İklim krizi, dünya genelinde giderek daha fazla gündem maddesi haline geliyor. Birçok ülke, sera gazı emisyonlarını azaltmak ve sürdürülebilir kalkınma hedeflerine ulaşmak için çeşitli yasal düzenlemeler yaparken, Türkiye de bu konudaki adımlarını hızlandırdı. 2023 yılında çıkarılan İklim Kanunu, çevresel sürdürülebilirliği sağlamak için oluşturulmuş önemli bir yasal çerçeve. Peki, İklim Kanunu'nda yer alan kritik maddeler neler? 2025 yılında hayata geçirilecek uygulamalar arasında neler bulunuyor? Bu yazıda, İklim Kanunu’nu, yasalaşma sürecini ve getirdiği yenilikleri detaylı bir şekilde ele alacağız.
İklim Kanunu, Türkiye'de iklim değişikliği ile mücadele etmek ve çevre dostu politikaları hayata geçirmek amacıyla hazırlanan kapsamlı bir yasadır. Bu kanunun temel hedefleri arasında, karbon emisyonlarının azaltılması, yenilenebilir enerji kaynaklarının teşvik edilmesi ve sürdürülebilir kalkınma anlayışının benimsendiği bir ekonomi modelinin oluşturulması bulunmaktadır. Kanun, ülke genelinde iklim değişikliği ile mücadele için gerekli stratejileri belirlemeyi ve bu stratejilerin uygulanmasını denetlemeyi amaçlar. İklim Krizi, bilhassa son yıllarda yaşanan kuraklık ve doğal afetlerle kendini daha belirgin hale getirmiştir. Bu nedenle, İklim Kanunu, Türkiye'nin gelecekteki iklim politikalarını şekillendirmek adına kritik bir öneme sahiptir.

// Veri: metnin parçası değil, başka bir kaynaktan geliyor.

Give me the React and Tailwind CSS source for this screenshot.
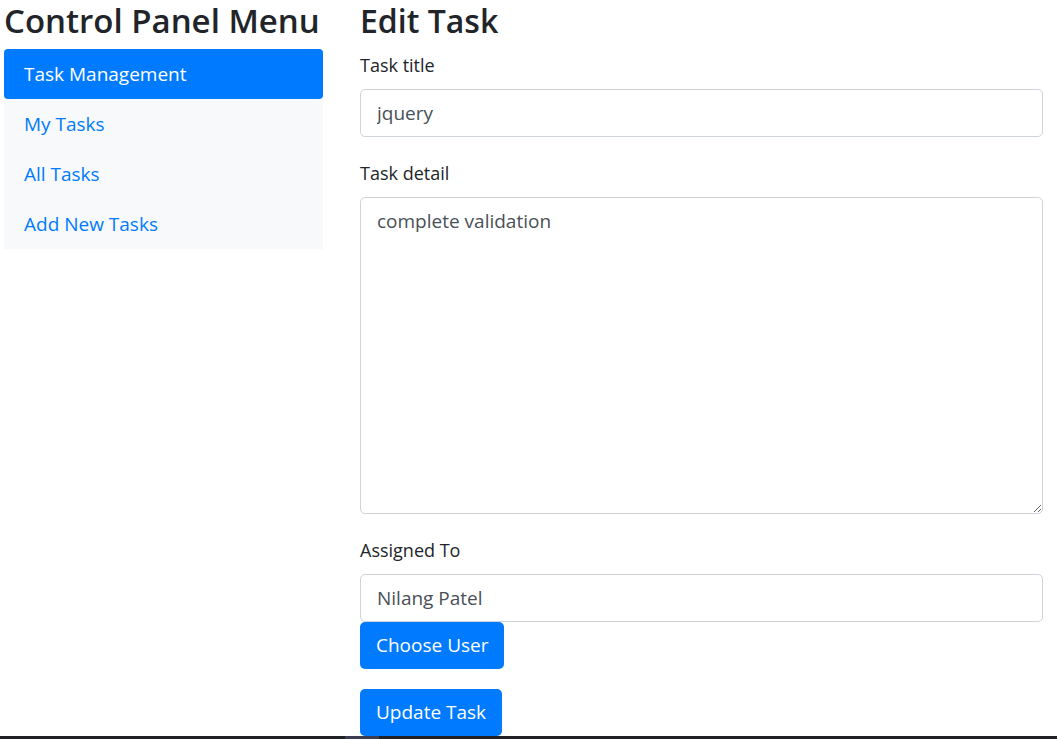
import React from 'react';

const menu = ['My Tasks', 'All Tasks', 'Add New Tasks'];

const Label = ({ children }) => (
  <label className="block h-[27px] mt-[2px] mb-[10px] text-[18px] leading-[27px] text-[#212529]">{children}</label>
);

const App = () => {
  return (
    <div className="min-h-[739px] bg-white font-['Open_Sans',sans-serif] flex flex-col">
      <div className="flex flex-1 pl-[4px] pr-[14px]">
        <div className="w-[319px] shrink-0">
          <h2 className="h-[49px] text-[33px] leading-[42px] font-semibold text-[#212529] whitespace-nowrap">Control Panel Menu</h2>
          <ul className="bg-[#f8f9fa]">
            <li className="h-[50px] flex items-center px-[20px] bg-[#007bff] text-white text-[19px] rounded-[4px]">Task Management</li>
            {menu.map((m) => (
              <li key={m} className="h-[50px] flex items-center px-[20px] text-[#007bff] text-[19px]">{m}</li>
            ))}
          </ul>
        </div>
        <div className="flex-1 ml-[37px] flex flex-col items-start">
          <h2 className="h-[50px] text-[32px] leading-[42px] font-semibold text-[#212529]">Edit Task</h2>
          <div className="self-stretch mb-[21px]">
            <Label>Task title</Label>
            <input
              defaultValue="jquery"
              className="block w-full h-[48px] px-[16px] border border-[#ced4da] rounded-[5px] text-[19px] text-[#495057] outline-none"
            />
          </div>
          <div className="self-stretch mb-[21px]">
            <Label>Task detail</Label>
            <textarea
              defaultValue="complete validation"
              className="block w-full h-[317px] px-[16px] py-[8px] leading-[30px] border border-[#ced4da] rounded-[5px] text-[19px] text-[#495057] outline-none"
            />
          </div>
          <div className="self-stretch">
            <Label>Assigned To</Label>
            <input
              defaultValue="Nilang Patel"
              className="block w-full h-[48px] px-[16px] border border-[#ced4da] rounded-[5px] text-[19px] text-[#495057] outline-none"
            />
            <button className="h-[47px] px-[16px] bg-[#007bff] text-white text-[19px] rounded-[5px]">Choose User</button>
          </div>
          <button className="mt-[20px] h-[47px] px-[16px] bg-[#007bff] text-white text-[19px] rounded-[5px]">Update Task</button>
        </div>
      </div>
      <div className="h-[3px] bg-[#202124] flex">
        <div className="ml-[345px] w-[34px] bg-[#3c3c52]"></div>
      </div>
    </div>
  );
};

export default App;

İklim Kanunu'nda belirlenen maddeler, 2025 yılında yürürlüğe girecek birçok önlemi kapsamaktadır. Bu maddeler arasında, enerji verimliliği artışı, sera gazı emisyonlarının izlenmesi ve raporlanması gibi önemli hususlar bulunmaktadır. İlk olarak, enerji verimliliği sağlamak adına sanayi, ticaret ve konutlarda enerji tüketimini azaltacak proje ve uygulamalar teşvik edilecek. Karbon salınımını azaltmak için enerji kaynaklarının çeşitlendirilmesi ve yenilenebilir enerji yatırımlarının artırılması teşvik edilecektir. Ayrıca, sera gazı emisyonlarının izlenmesi için bir sistem kurulacak ve bu sistem aracılığıyla yıllık raporlamalar yapılacaktır.
Ayrıca, İklim Kanunu, Türkiye'nin çevrenin korunması ve döngüsel ekonomi anlayışının benimsenmesi konusundaki kararlılığını da pekiştirmektedir. Bu bağlamda, atık yönetimi süreçlerinin iyileştirilmesi ve geri dönüşüm uygulamalarının desteklenmesi hedeflenmektedir. Böylece, atık miktarının azaltılması ve doğal kaynakların korunması sağlanacaktır. İklim Kanunu’nun 2025 yılında yürürlüğe girecek olan bir diğer önemli yönü ise, Türkiye’nin uluslararası iklim anlaşmalarıyla uyumlu hale gelmesidir. Bu amaç doğrultusunda, Türkiye’nin sera gazı emisyon hedefleri belirlenmiş ve uluslararası yükümlülükler karşısında atılacak adımlar net bir şekilde tanımlanmıştır.
Sonuç olarak, İklim Kanunu sadece çevresel bir mesele değil, aynı zamanda ekonomi, sosyal adalet ve gelecek kuşakların sağlığı için de büyük anlam taşımaktadır. 2025 yılı itibarıyla yürürlüğe girecek bu yeniliklerle beraber Türkiye'nin iklim politikalarında önemli bir dönüşüm hayata geçecek. Bu yasalaşma sürecinin ve uygulamaların takibi, hem kamu hem de özel sektörde büyük bir sorumluluk getirecek. Sürdürülebilir bir gelecek için atılan bu adımlar, Türkiye'nin iklim değişikliği ile mücadeledeki kararlılığını ve vizyonunu ortaya koymaktadır.